(Code that builds pages)
--- START ---

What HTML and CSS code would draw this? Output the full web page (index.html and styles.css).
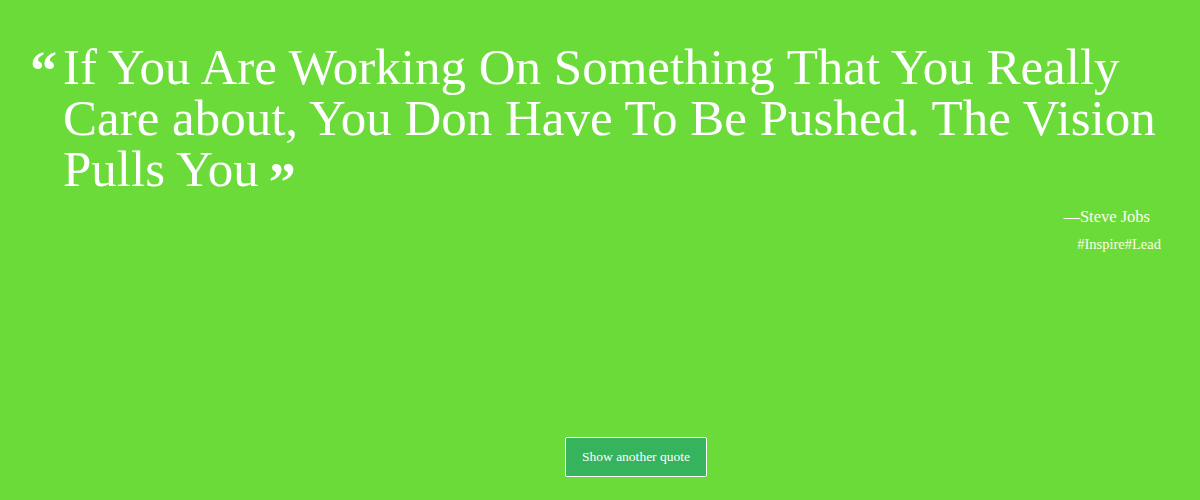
FILE: index.html
```html
<!DOCTYPE html>
<html>
<head>
<meta charset="utf-8">
<link rel="stylesheet" href="styles.css">
</head>
<body>
<main class="page">
  <section class="quote-box">
    <blockquote class="quote">
      <span class="mark open">&#8220;</span>
      <p class="quote-text">If You Are Working On Something That You Really Care about, You Don Have To Be Pushed. The Vision Pulls You<span class="mark close">&#8221;</span></p>
    </blockquote>
    <div class="author">—Steve Jobs</div>
    <div class="tags">#Inspire#Lead</div>
  </section>
  <div class="actions">
    <button class="btn">Show another quote</button>
  </div>
</main>
</body>
</html>
```
FILE: styles.css
```css
html, body {
  margin: 0;
  padding: 0;
}
body {
  background: #6bdb3a;
  color: #ffffff;
  font-family: "Liberation Serif", "Times New Roman", serif;
  width: 1200px;
  height: 500px;
  overflow: hidden;
}
.page {
  display: flex;
  flex-direction: column;
  height: 500px;
  box-sizing: border-box;
  padding: 42px 28px 23px 30px;
}
.quote-box {
  flex: 1;
}
.quote {
  margin: 0;
  display: flex;
  align-items: flex-start;
}
.mark {
  font-family: "Liberation Serif", serif;
  font-weight: bold;
  font-size: 54px;
  line-height: 1;
}
.open {
  width: 33px;
  flex: none;
  margin-top: 2px;
}
.quote-text {
  margin: 0;
  font-size: 51px;
  line-height: 51px;
}
.close {
  display: inline-block;
  line-height: 0;
  vertical-align: -14px;
  margin-left: 10px;
}
.author {
  text-align: right;
  font-size: 16.5px;
  margin-top: 12px;
  padding-right: 22px;
  color: #fffbe8;
}
.tags {
  text-align: right;
  font-size: 14.5px;
  margin-top: 9px;
  padding-right: 11px;
  color: #fffbe8;
}
.actions {
  display: flex;
  justify-content: center;
  padding-left: 70px;
}
.btn {
  width: 142px;
  height: 40px;
  background: #35b35d;
  color: #ffffff;
  border: 1px solid #ffffff;
  border-radius: 2px;
  font-family: "Liberation Serif", "Times New Roman", serif;
  font-size: 13.5px;
  padding: 0;
}
```
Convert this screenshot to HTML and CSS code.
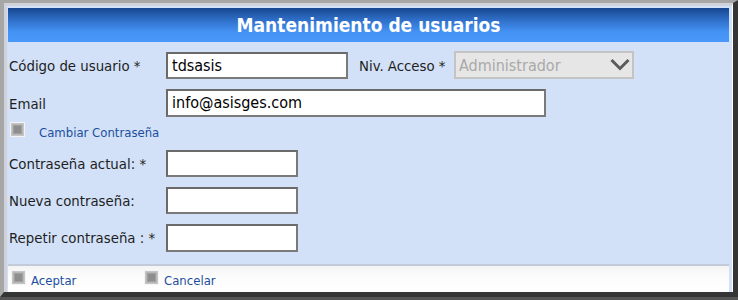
FILE: index.html
```html
<!DOCTYPE html>
<html lang="es">
<head>
<meta charset="utf-8">
<title>Mantenimiento de usuarios</title>
<link rel="stylesheet" href="styles.css">
</head>
<body>
<div class="frame">
  <div class="inner">
    <div class="panel">
      <div class="header">Mantenimiento de usuarios</div>
      <div class="form">
        <div class="row row1">
          <label class="lbl">Código de usuario *</label>
          <div class="input w-code">tdsasis</div>
          <label class="lbl lbl-niv">Niv. Acceso *</label>
          <div class="select">
            <span>Administrador</span>
            <svg class="chev" width="20" height="13" viewBox="0 0 20 13"><path d="M1.5 2 L10 10.5 L18.5 2" fill="none" stroke="#5a5a5a" stroke-width="3"/></svg>
          </div>
        </div>
        <div class="row row2">
          <label class="lbl">Email</label>
          <div class="input w-email">info@asisges.com</div>
        </div>
        <div class="row-check">
          <svg class="cb" width="15" height="15" viewBox="0 0 15 15"><rect x="0.5" y="0.5" width="14" height="14" fill="#c4c4c4" stroke="#f4f4f4"/><rect x="2" y="2" width="11" height="11" fill="#b8b8b8"/><rect x="3.5" y="3.5" width="8" height="8" fill="#8e8e8e" stroke="#a0a0a0"/></svg>
          <a class="link link-cambiar">Cambiar Contraseña</a>
        </div>
        <div class="row row-pw first">
          <label class="lbl">Contraseña actual: *</label>
          <div class="input w-pw"></div>
        </div>
        <div class="row row-pw">
          <label class="lbl">Nueva contraseña:</label>
          <div class="input w-pw"></div>
        </div>
        <div class="row row-pw last">
          <label class="lbl">Repetir contraseña : *</label>
          <div class="input w-pw"></div>
        </div>
      </div>
      <div class="footer">
        <div class="btn btn-ok">
          <svg class="cb" width="15" height="15" viewBox="0 0 15 15"><rect x="0.5" y="0.5" width="14" height="14" fill="#c4c4c4" stroke="#f4f4f4"/><rect x="2" y="2" width="11" height="11" fill="#b8b8b8"/><rect x="3.5" y="3.5" width="8" height="8" fill="#8e8e8e" stroke="#a0a0a0"/></svg>
          <a class="link">Aceptar</a>
        </div>
        <div class="btn">
          <svg class="cb" width="15" height="15" viewBox="0 0 15 15"><rect x="0.5" y="0.5" width="14" height="14" fill="#c4c4c4" stroke="#f4f4f4"/><rect x="2" y="2" width="11" height="11" fill="#b8b8b8"/><rect x="3.5" y="3.5" width="8" height="8" fill="#8e8e8e" stroke="#a0a0a0"/></svg>
          <a class="link">Cancelar</a>
        </div>
      </div>
    </div>
  </div>
</div>
</body>
</html>
```
FILE: styles.css
```css
html, body {
  margin: 0;
  padding: 0;
}
body {
  width: 738px;
  height: 300px;
  background: #555555;
  overflow: hidden;
  font-family: "DejaVu Sans Condensed", "DejaVu Sans", sans-serif;
}
.frame {
  box-sizing: border-box;
  width: 738px;
  height: 297px;
  border-top: 3px solid #a6a6a6;
  border-left: 4px solid #a6a6a6;
  border-right: 5px solid #353535;
  border-bottom: 5px solid #353535;
  background: #a6a6a6;
}
.inner {
  box-sizing: border-box;
  height: 100%;
  border-top: 3px solid #cfd3d9;
  border-left: 3px solid #cfd3d9;
  border-right: 1px solid #ffffff;
  background: #d2e1f7;
}
.panel {
  box-sizing: border-box;
  height: 100%;
  padding: 2px 3px 0 1px;
  display: flex;
  flex-direction: column;
}
.header {
  height: 34px;
  background: linear-gradient(to bottom, #17468f 0%, #2f6fc8 35%, #4492f4 70%, #4a97fa 100%);
  color: #ffffff;
  font-weight: bold;
  font-size: 19px;
  line-height: 34px;
  text-align: center;
}
.form {
  flex: 1;
  padding-left: 1px;
}
.row {
  display: flex;
  align-items: center;
}
.row1 {
  margin-top: 9px;
  height: 28px;
}
.row2 {
  margin-top: 10px;
  height: 28px;
}
.row-check {
  display: flex;
  align-items: flex-start;
  margin-top: 5px;
  height: 15px;
}
.row-pw {
  height: 27px;
  margin-top: 10px;
}
.row-pw.first {
  margin-top: 13px;
}
.lbl {
  width: 157px;
  font-size: 14.8px;
  color: #1e1e1e;
}
.lbl-niv {
  width: 95px;
  margin-left: 11px;
}
.input {
  box-sizing: border-box;
  height: 27px;
  background: #ffffff;
  border: 2px solid #6a6a6a;
  border-right-color: #7a7a7a;
  border-bottom-color: #7a7a7a;
  font-size: 16px;
  line-height: 23px;
  padding-left: 4px;
  color: #000;
}
.row2 .input {
  height: 28px;
  line-height: 24px;
}
.w-code { width: 182px; }
.w-email { width: 380px; }
.w-pw { width: 132px; }
.row-pw.last .input { height: 28px; }
.select {
  box-sizing: border-box;
  width: 180px;
  height: 28px;
  background: #e6e6e6;
  border: 2px solid #c4c4c4;
  display: flex;
  align-items: center;
  justify-content: space-between;
  padding-left: 3px;
  padding-right: 2px;
  font-size: 16px;
  color: #a9a9a9;
}
.chev {
  display: block;
  margin-top: -2px;
}
.cb {
  display: block;
  margin-left: 1px;
  flex: none;
}
.link {
  color: #1d4f9e;
  font-size: 13px;
  line-height: 15px;
  text-decoration: none;
  cursor: pointer;
  padding-top: 3px;
}
.link-cambiar {
  margin-left: 14px;
}
.footer {
  height: 28px;
  border-top: 2px solid #c3cbd8;
  background: linear-gradient(to bottom, #f4f4f4 0%, #fcfcfc 40%, #ffffff 100%);
  display: flex;
  align-items: flex-start;
  padding-left: 2px;
  box-sizing: border-box;
  padding-top: 4px;
}
.btn {
  display: flex;
  align-items: flex-start;
  gap: 5px;
}
.btn-ok {
  width: 133px;
}
```
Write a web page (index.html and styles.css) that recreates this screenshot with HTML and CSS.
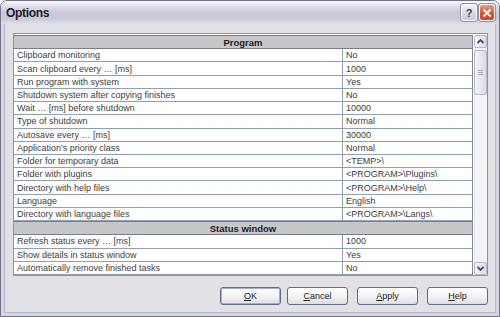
FILE: index.html
```html
<!DOCTYPE html>
<html lang="en">
	<head>
		<meta charset="UTF-8" />
		<meta name="viewport" content="width=device-width, initial-scale=1.0" />
		<title>Options</title>
		<link rel="stylesheet" href="styles.css">
	</head>
	<body>
		<div class="window">
			<div class="titlebar">
				<span class="title">Options</span>
				<div class="caption-buttons">
					<div class="cap cap-help">?</div>
					<div class="cap cap-close">
						<svg width="10" height="10" viewBox="0 0 10 10"><path d="M1.5 1.5 L8.5 8.5 M8.5 1.5 L1.5 8.5" stroke="#fff" stroke-width="1.8" fill="none" /></svg>
					</div>
				</div>
			</div>
			<div class="client">
				<div class="grid">
					<div class="rows">
						<div class="section">Program</div>
						<div class="row"><span class="name">Clipboard monitoring</span><span class="value">No</span></div>
						<div class="row"><span class="name">Scan clipboard every … [ms]</span><span class="value">1000</span></div>
						<div class="row"><span class="name">Run program with system</span><span class="value">Yes</span></div>
						<div class="row"><span class="name">Shutdown system after copying finishes</span><span class="value">No</span></div>
						<div class="row"><span class="name">Wait … [ms] before shutdown</span><span class="value">10000</span></div>
						<div class="row"><span class="name">Type of shutdown</span><span class="value">Normal</span></div>
						<div class="row"><span class="name">Autosave every … [ms]</span><span class="value">30000</span></div>
						<div class="row"><span class="name">Application's priority class</span><span class="value">Normal</span></div>
						<div class="row"><span class="name">Folder for temporary data</span><span class="value">&lt;TEMP&gt;\</span></div>
						<div class="row"><span class="name">Folder with plugins</span><span class="value">&lt;PROGRAM&gt;\Plugins\</span></div>
						<div class="row"><span class="name">Directory with help files</span><span class="value">&lt;PROGRAM&gt;\Help\</span></div>
						<div class="row"><span class="name">Language</span><span class="value">English</span></div>
						<div class="row"><span class="name">Directory with language files</span><span class="value">&lt;PROGRAM&gt;\Langs\</span></div>
						<div class="section">Status window</div>
						<div class="row"><span class="name">Refresh status every … [ms]</span><span class="value">1000</span></div>
						<div class="row"><span class="name">Show details in status window</span><span class="value">Yes</span></div>
						<div class="row"><span class="name">Automatically remove finished tasks</span><span class="value">No</span></div>
					</div>
					<div class="scrollbar">
						<div class="sb-btn">
							<svg width="11" height="11" viewBox="0 0 11 11"><polyline points="2.5,7 5.5,4 8.5,7" stroke="#4a4a66" stroke-width="1.8" fill="none" /></svg>
						</div>
						<div class="sb-track">
							<div class="sb-thumb"><span class="grip"></span></div>
						</div>
						<div class="sb-btn">
							<svg width="11" height="11" viewBox="0 0 11 11"><polyline points="2.5,4 5.5,7 8.5,4" stroke="#4a4a66" stroke-width="1.8" fill="none" /></svg>
						</div>
					</div>
				</div>
				<div class="buttons">
					<div class="btn btn-default"><u>O</u>K</div>
					<div class="btn"><u>C</u>ancel</div>
					<div class="btn"><u>A</u>pply</div>
					<div class="btn"><u>H</u>elp</div>
				</div>
			</div>
		</div>
	</body>
</html>
```

FILE: styles.css
```css
* {
	padding: 0;
	margin: 0;
	box-sizing: border-box;
}
body {
	overflow: hidden;
	background: #ffffff;
}
.window {
	display: flex;
	flex-direction: column;
	width: 500px;
	height: 317px;
	padding: 0 3px 3px;
	border: 1px solid #72728c;
	border-radius: 7px 7px 0 0;
	background: #d6d6e0;
	font-family: "Liberation Sans", Arial, sans-serif;
	color: #333;
}
.titlebar {
	display: flex;
	align-items: center;
	justify-content: space-between;
	height: 23px;
	margin: 0 -3px;
	padding: 0 4px 0 5px;
	border-radius: 6px 6px 0 0;
	background: linear-gradient(to bottom, #fbfbfd 0%, #e4e4ec 18%, #cbcadb 50%, #c9c8da 75%, #dfdfe8 100%);
}
.title {
	font-size: 12px;
	font-weight: bold;
	color: #1a1a22;
	letter-spacing: -0.3px;
}
.caption-buttons {
	display: flex;
	gap: 2px;
}
.cap {
	display: flex;
	align-items: center;
	justify-content: center;
	width: 16px;
	height: 17px;
	border-radius: 3px;
	border: 1px solid #fff;
	box-shadow: 0 0 0 1px #8e8ea6;
}
.cap-help {
	background: linear-gradient(to bottom, #eef0f6, #c6cadb);
	font-size: 11px;
	font-weight: bold;
	color: #3c3c58;
}
.cap-close {
	background: linear-gradient(to bottom, #ee9a80, #dc5434 55%, #d2462a);
}
.client {
	display: flex;
	flex-direction: column;
	flex: 1;
	padding: 9px 8px 8px 9px;
	background: #e2e2e6;
	box-shadow: inset 1px 0 0 #b8b8c8, inset -1px 0 0 #b8b8c8, inset 0 -1px 0 #b8b8c8;
}
.grid {
	display: flex;
	height: 243px;
	padding-top: 1px;
	border: 1px solid #8596ad;
	background: #ffffff;
}
.rows {
	display: flex;
	flex-direction: column;
	flex: 1;
	margin-right: 1px;
	border-right: 1px solid #7d8ba0;
}
.row,
.section {
	display: flex;
	align-items: center;
	flex: 1;
	font-size: 9px;
	border-bottom: 1px solid #8ca0b6;
}
.section {
	justify-content: center;
	font-size: 9.5px;
	font-weight: bold;
	color: #1e1e1e;
	background: #c7c7c9;
	border-top: 1px solid #77808e;
	border-bottom: 1px solid #77808e;
}
.name {
	width: 329px;
	height: 100%;
	display: flex;
	align-items: center;
	padding-left: 3px;
	border-right: 1px solid #8ca0b6;
	color: #3e3e3e;
}
.value {
	padding-left: 3px;
	color: #3e3e3e;
}
.scrollbar {
	display: flex;
	flex-direction: column;
	width: 13px;
	background: #f4f4f6;
}
.sb-btn {
	display: flex;
	align-items: center;
	justify-content: center;
	height: 13px;
	border: 1px solid #b8b8c8;
	border-radius: 2px;
	background: linear-gradient(to right, #f6f6fa, #dcdce6);
}
.sb-track {
	flex: 1;
	padding-top: 2px;
	border-left: 1px solid #e6e6ec;
}
.sb-thumb {
	display: flex;
	align-items: center;
	justify-content: center;
	height: 45px;
	margin-left: -1px;
	border: 1px solid #b8b8c8;
	border-radius: 2px;
	background: linear-gradient(to right, #f2f2f6, #dcdce6);
}
.grip {
	width: 5px;
	height: 5px;
	border-top: 1px solid #a8a8ba;
	border-bottom: 1px solid #a8a8ba;
	background: linear-gradient(to bottom, transparent 1px, #a8a8ba 1px, #a8a8ba 2px, transparent 2px);
}
.buttons {
	display: flex;
	justify-content: flex-end;
	gap: 9px;
	margin-top: 11px;
}
.btn {
	display: flex;
	align-items: center;
	justify-content: center;
	width: 61px;
	height: 18px;
	border: 1px solid #5d6d8c;
	border-radius: 3px;
	background: linear-gradient(to bottom, #ffffff 0%, #f1f1f4 60%, #dcdce2 100%);
	font-size: 9px;
	color: #222;
}
.btn-default {
	margin-right: -3px;
	box-shadow: inset 0 0 0 1px #9fb0d4;
}
```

--- END ---

(Exercise prompt) Gather all lines where the word "this" appears.

(Exercise answer)
What HTML and CSS code would draw this? Output the full web page (index.html and styles.css).
Convert this screenshot to HTML and CSS code.
Write a web page (index.html and styles.css) that recreates this screenshot with HTML and CSS.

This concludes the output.